REQUEST: Write out each line exactly as it stands, please.

++++++++

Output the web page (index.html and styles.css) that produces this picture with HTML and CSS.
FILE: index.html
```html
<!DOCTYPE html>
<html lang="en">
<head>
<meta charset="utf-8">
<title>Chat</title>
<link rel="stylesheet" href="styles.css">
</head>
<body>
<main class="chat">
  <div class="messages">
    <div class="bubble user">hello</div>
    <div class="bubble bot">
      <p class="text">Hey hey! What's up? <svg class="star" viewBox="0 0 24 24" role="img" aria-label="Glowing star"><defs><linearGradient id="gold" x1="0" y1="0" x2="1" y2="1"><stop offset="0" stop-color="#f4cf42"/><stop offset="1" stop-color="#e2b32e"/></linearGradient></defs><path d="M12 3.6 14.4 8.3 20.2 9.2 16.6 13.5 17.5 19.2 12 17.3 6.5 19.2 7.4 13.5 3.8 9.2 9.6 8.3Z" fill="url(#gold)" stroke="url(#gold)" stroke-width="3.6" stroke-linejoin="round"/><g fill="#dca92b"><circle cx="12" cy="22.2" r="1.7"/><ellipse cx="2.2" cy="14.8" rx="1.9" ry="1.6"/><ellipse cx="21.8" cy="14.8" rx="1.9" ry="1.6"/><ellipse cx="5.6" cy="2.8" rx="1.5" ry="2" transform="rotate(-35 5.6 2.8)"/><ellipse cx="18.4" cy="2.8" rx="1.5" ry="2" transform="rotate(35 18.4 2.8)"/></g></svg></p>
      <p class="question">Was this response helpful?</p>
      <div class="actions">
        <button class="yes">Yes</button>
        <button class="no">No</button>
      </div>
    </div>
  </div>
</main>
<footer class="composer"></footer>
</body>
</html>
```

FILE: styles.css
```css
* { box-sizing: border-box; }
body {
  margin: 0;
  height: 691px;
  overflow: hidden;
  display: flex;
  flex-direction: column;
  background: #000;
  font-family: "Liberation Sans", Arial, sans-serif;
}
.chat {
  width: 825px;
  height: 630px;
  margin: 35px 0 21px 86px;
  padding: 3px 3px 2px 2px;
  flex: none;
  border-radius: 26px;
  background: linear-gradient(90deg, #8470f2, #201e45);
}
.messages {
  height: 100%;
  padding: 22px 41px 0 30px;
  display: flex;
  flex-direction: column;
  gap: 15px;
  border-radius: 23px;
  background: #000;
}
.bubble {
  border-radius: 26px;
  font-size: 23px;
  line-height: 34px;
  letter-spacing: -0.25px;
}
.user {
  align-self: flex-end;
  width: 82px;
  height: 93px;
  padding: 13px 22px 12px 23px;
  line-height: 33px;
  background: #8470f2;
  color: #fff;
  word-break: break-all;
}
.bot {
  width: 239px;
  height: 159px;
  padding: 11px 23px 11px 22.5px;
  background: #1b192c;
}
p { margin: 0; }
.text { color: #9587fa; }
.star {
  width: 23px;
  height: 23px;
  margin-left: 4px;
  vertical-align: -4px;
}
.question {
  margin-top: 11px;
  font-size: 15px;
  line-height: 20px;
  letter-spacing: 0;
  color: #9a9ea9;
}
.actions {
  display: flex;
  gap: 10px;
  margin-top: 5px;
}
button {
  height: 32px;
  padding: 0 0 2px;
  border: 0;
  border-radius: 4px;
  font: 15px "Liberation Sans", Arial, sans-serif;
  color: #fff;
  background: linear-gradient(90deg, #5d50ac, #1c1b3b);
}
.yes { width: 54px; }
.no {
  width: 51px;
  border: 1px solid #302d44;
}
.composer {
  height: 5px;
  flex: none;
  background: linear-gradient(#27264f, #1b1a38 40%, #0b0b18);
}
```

++++++++

TASK RESULT:
Output the web page (index.html and styles.css) that produces this picture with HTML and CSS.
FILE: index.html
```html
<!DOCTYPE html>
<html lang="en">
<head>
<meta charset="utf-8">
<title>Chat</title>
<link rel="stylesheet" href="styles.css">
</head>
<body>
<main class="chat">
  <div class="messages">
    <div class="bubble user">hello</div>
    <div class="bubble bot">
      <p class="text">Hey hey! What's up? <svg class="star" viewBox="0 0 24 24" role="img" aria-label="Glowing star"><defs><linearGradient id="gold" x1="0" y1="0" x2="1" y2="1"><stop offset="0" stop-color="#f4cf42"/><stop offset="1" stop-color="#e2b32e"/></linearGradient></defs><path d="M12 3.6 14.4 8.3 20.2 9.2 16.6 13.5 17.5 19.2 12 17.3 6.5 19.2 7.4 13.5 3.8 9.2 9.6 8.3Z" fill="url(#gold)" stroke="url(#gold)" stroke-width="3.6" stroke-linejoin="round"/><g fill="#dca92b"><circle cx="12" cy="22.2" r="1.7"/><ellipse cx="2.2" cy="14.8" rx="1.9" ry="1.6"/><ellipse cx="21.8" cy="14.8" rx="1.9" ry="1.6"/><ellipse cx="5.6" cy="2.8" rx="1.5" ry="2" transform="rotate(-35 5.6 2.8)"/><ellipse cx="18.4" cy="2.8" rx="1.5" ry="2" transform="rotate(35 18.4 2.8)"/></g></svg></p>
      <p class="question">Was this response helpful?</p>
      <div class="actions">
        <button class="yes">Yes</button>
        <button class="no">No</button>
      </div>
    </div>
  </div>
</main>
<footer class="composer"></footer>
</body>
</html>
```

FILE: styles.css
```css
* { box-sizing: border-box; }
body {
  margin: 0;
  height: 691px;
  overflow: hidden;
  display: flex;
  flex-direction: column;
  background: #000;
  font-family: "Liberation Sans", Arial, sans-serif;
}
.chat {
  width: 825px;
  height: 630px;
  margin: 35px 0 21px 86px;
  padding: 3px 3px 2px 2px;
  flex: none;
  border-radius: 26px;
  background: linear-gradient(90deg, #8470f2, #201e45);
}
.messages {
  height: 100%;
  padding: 22px 41px 0 30px;
  display: flex;
  flex-direction: column;
  gap: 15px;
  border-radius: 23px;
  background: #000;
}
.bubble {
  border-radius: 26px;
  font-size: 23px;
  line-height: 34px;
  letter-spacing: -0.25px;
}
.user {
  align-self: flex-end;
  width: 82px;
  height: 93px;
  padding: 13px 22px 12px 23px;
  line-height: 33px;
  background: #8470f2;
  color: #fff;
  word-break: break-all;
}
.bot {
  width: 239px;
  height: 159px;
  padding: 11px 23px 11px 22.5px;
  background: #1b192c;
}
p { margin: 0; }
.text { color: #9587fa; }
.star {
  width: 23px;
  height: 23px;
  margin-left: 4px;
  vertical-align: -4px;
}
.question {
  margin-top: 11px;
  font-size: 15px;
  line-height: 20px;
  letter-spacing: 0;
  color: #9a9ea9;
}
.actions {
  display: flex;
  gap: 10px;
  margin-top: 5px;
}
button {
  height: 32px;
  padding: 0 0 2px;
  border: 0;
  border-radius: 4px;
  font: 15px "Liberation Sans", Arial, sans-serif;
  color: #fff;
  background: linear-gradient(90deg, #5d50ac, #1c1b3b);
}
.yes { width: 54px; }
.no {
  width: 51px;
  border: 1px solid #302d44;
}
.composer {
  height: 5px;
  flex: none;
  background: linear-gradient(#27264f, #1b1a38 40%, #0b0b18);
}
```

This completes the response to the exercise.